I construct my synopsis around these three acts. This way, I know the bones of my story before I start fleshing it out with actual prose. This structure is also very easy for any audience to follow.

I know everyone wants to write the GREAT [FILL-IN-THE-BLANK WITH THE COUNTRY OF YOUR ORIGIN] NOVEL. 

However, the GREAT [FILL-IN-THE-BLANK WITH THE COUNTRY OF YOUR ORIGIN] NOVEL doesn't usually sell well unless you are SOMEBODY IMPORTANT. 

So let's pretend you're a nobody like me and move forward on that pretext. Go easy on your audience. They're reading for pleasure. Please them.

Why is a synopsis based on these three acts important?

I can only answer for myself.

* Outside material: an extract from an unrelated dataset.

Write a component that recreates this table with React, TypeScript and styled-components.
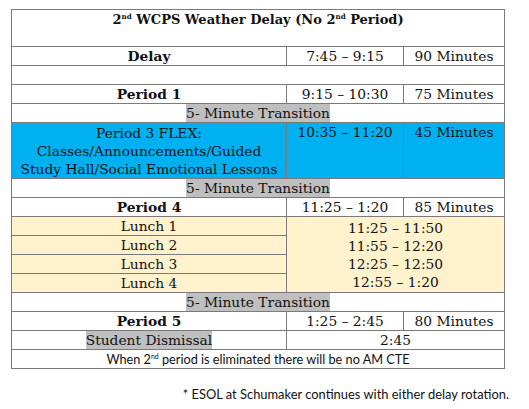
import React from "react";
import styled, { createGlobalStyle } from "styled-components";

const Global = createGlobalStyle`
  html, body { margin: 0; padding: 0; background: #ffffff; }
  body { width: 529px; height: 409px; overflow: hidden; }
`;

const Page = styled.div`
  padding: 9px 0 0 11px;
  font-family: "DejaVu Serif", "Liberation Serif", serif;
  color: #111;
`;

const Table = styled.table`
  border-collapse: collapse;
  table-layout: fixed;
  width: 493px;
  font-size: 13.8px;
  line-height: 18px;
  border: 1px solid #6e6e6e;
`;

const Cell = styled.td<{ $bold?: boolean; $bg?: string; $top?: boolean; $sans?: boolean }>`
  border: 1px solid #7a7a7a;
  padding: 0 5px;
  text-align: center;
  vertical-align: ${(p) => (p.$top ? "top" : "middle")};
  font-weight: ${(p) => (p.$bold ? 700 : 400)};
  background: ${(p) => p.$bg ?? "transparent"};
  height: 18px;
  white-space: nowrap;
  ${(p) =>
    p.$sans &&
    `font-family: "Lato", "Open Sans", sans-serif; font-size: 12.7px;`}
`;

const TitleCell = styled(Cell)`
  font-size: 13px;
  height: 35px;
  padding-top: 1px;
`;

const Highlight = styled.span`
  display: inline-block;
  background: #bfbfbf;
  line-height: 18px;
`;

const Sup = styled.sup`
  font-size: 0.55em;
  vertical-align: 0.7em;
  line-height: 0;
`;

const Lines = styled.div`
  white-space: normal;
`;

const Footnote = styled.div`
  font-family: "Lato", "Open Sans", sans-serif;
  font-size: 12.9px;
  color: #111;
  text-align: right;
  width: 498px;
  margin-top: 17px;
`;

const BLUE = "#00b0f0";
const CREAM = "#fff2cc";

const Transition = () => (
  <tr>
    <Cell colSpan={3}>
      <Highlight>5- Minute Transition</Highlight>
    </Cell>
  </tr>
);

const lunches = ["Lunch 1", "Lunch 2", "Lunch 3", "Lunch 4"];
const lunchTimes = ["11:25 – 11:50", "11:55 – 12:20", "12:25 – 12:50", "12:55 – 1:20"];

export default function App() {
  return (
    <Page>
      <Global />
      <Table>
        <colgroup>
          <col style={{ width: 275 }} />
          <col style={{ width: 117 }} />
          <col style={{ width: 101 }} />
        </colgroup>
        <tbody>
          <tr>
            <TitleCell colSpan={3} $bold $top>
              2<Sup>nd</Sup> WCPS Weather Delay (No 2<Sup>nd</Sup> Period)
            </TitleCell>
          </tr>
          <tr>
            <Cell $bold>Delay</Cell>
            <Cell>7:45 – 9:15</Cell>
            <Cell>90 Minutes</Cell>
          </tr>
          <tr>
            <Cell colSpan={3}></Cell>
          </tr>
          <tr>
            <Cell $bold>Period 1</Cell>
            <Cell>9:15 – 10:30</Cell>
            <Cell>75 Minutes</Cell>
          </tr>
          <Transition />
          <tr>
            <Cell $bg={BLUE} style={{ height: 55 }}>
              <Lines>
                Period 3 FLEX:
                <br />
                Classes/Announcements/Guided
                <br />
                Study Hall/Social Emotional Lessons
              </Lines>
            </Cell>
            <Cell $bg={BLUE} $top>10:35 – 11:20</Cell>
            <Cell $bg={BLUE} $top>45 Minutes</Cell>
          </tr>
          <Transition />
          <tr>
            <Cell $bold>Period 4</Cell>
            <Cell>11:25 – 1:20</Cell>
            <Cell>85 Minutes</Cell>
          </tr>
          {lunches.map((l, i) => (
            <tr key={l}>
              <Cell $bg={CREAM}>{l}</Cell>
              {i === 0 && (
                <Cell $bg={CREAM} colSpan={2} rowSpan={4}>
                  <Lines>
                    {lunchTimes.map((t) => (
                      <div key={t}>{t}</div>
                    ))}
                  </Lines>
                </Cell>
              )}
            </tr>
          ))}
          <Transition />
          <tr>
            <Cell $bold>Period 5</Cell>
            <Cell>1:25 – 2:45</Cell>
            <Cell>80 Minutes</Cell>
          </tr>
          <tr>
            <Cell>
              <Highlight>Student Dismissal</Highlight>
            </Cell>
            <Cell colSpan={2}>2:45</Cell>
          </tr>
          <tr>
            <Cell colSpan={3} $sans>
              When 2<Sup>nd</Sup> period is eliminated there will be no AM CTE
            </Cell>
          </tr>
        </tbody>
      </Table>
      <Footnote>* ESOL at Schumaker continues with either delay rotation.</Footnote>
    </Page>
  );
}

I tend to think of my chapters as mini-essays and ask myself the following questions each time I begin:

How will this chapter move the story (i.e. my protagonist's emotional journey) forward?

Which plot point (or who) am I trying to introduce to the reader?

Where do I want to end the chapter? (Although this is often in flux. Sometimes I simply finish the chapter and if it feels too long, I create a good breaking point.)

Anytime I get stuck or can't move the story forward, I need to stop and reassess either the synopsis or the characters. This is why these tools are so important. If I know my story, I'm less likely to waste time sliding into a tangent or writing scenes that are superfluous to the story, and this is an invaluable time saver when I'm working on a deadline.

Your mileage will vary, but that's okay, too. Sometimes, I have to feel my way into a scene by writing different variations of the scene. However, if I know my characters and my story, I can easily sense when the scene doesn't feel right.

So.

Know your audience so that you know your characters and story will appeal to a certain group of people.

Make the story, the plot, and the characters easy for your audience to follow.

Know your characters and the kind of story you want to tell before you put down the first word, and you'll write a much tighter story.

Feel free to disagree with any of my points on your own blog.

If anyone is still reading these posts, I'll try and come up with at least one more article, which I will post when the mood strikes me.